Platforms like BYDFi continue expanding security-focused infrastructure including proof-of-reserves systems, risk management tools, futures trading, and broad spot market access designed for volatile crypto conditions.


The broader crypto market is unlikely to stop growing because of exploits alone. However, security standards will probably become one of the defining competitive factors for the next phase of blockchain adoption.


The lesson from recent shutdowns is clear: in crypto, trust can disappear much faster than liquidity.




FAQ


Q1. Why do crypto hacks cause shutdowns?

Major exploits often destroy user confidence, reduce liquidity, and create operational instability that platforms struggle to recover from.

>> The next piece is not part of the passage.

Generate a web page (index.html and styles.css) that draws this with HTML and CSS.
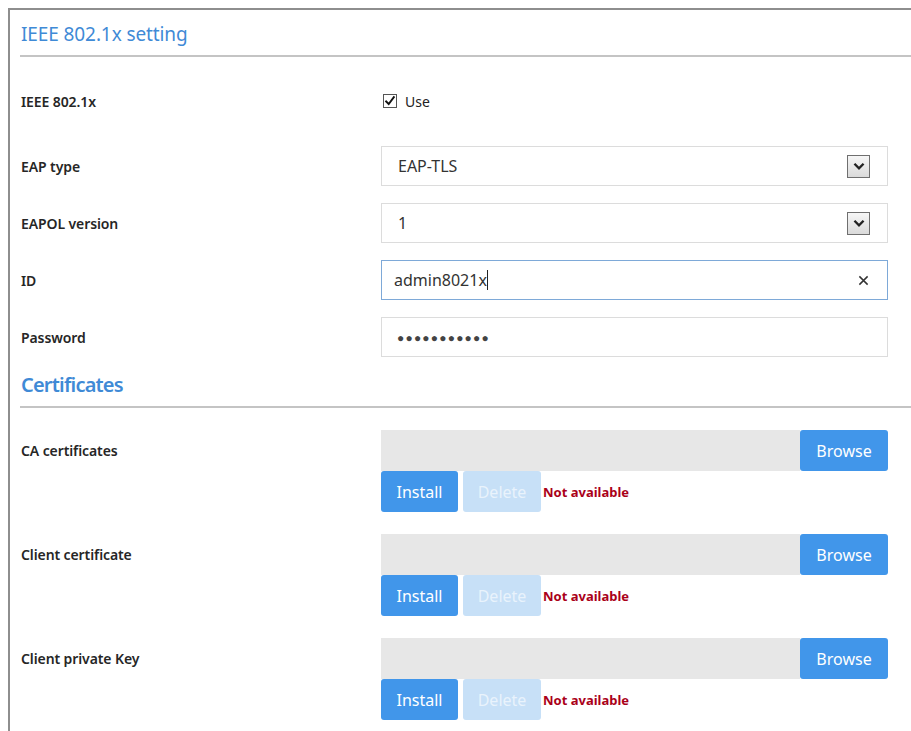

Q2. Are DeFi hacks increasing?

Large exploits remain common, although some reports show total losses declined compared to peak periods in previous years.


Q3. What causes most crypto exploits?

Smart contract flaws, governance weaknesses, compromised admin systems, and social engineering attacks are among the biggest causes.

Q4. Can stolen crypto be recovered?

Sometimes partially. Security firms and law enforcement occasionally freeze or trace stolen funds after attacks.


Q5. How can traders reduce risk?

Using trusted platforms, diversifying custody, avoiding excessive exposure to unaudited protocols, and monitoring security updates can help reduce risk.


Disclaimer: This article is for informational purposes only and does not constitute financial advice. Cryptocurrency markets and DeFi protocols involve significant risks, including potential loss of funds from exploits or operational failures.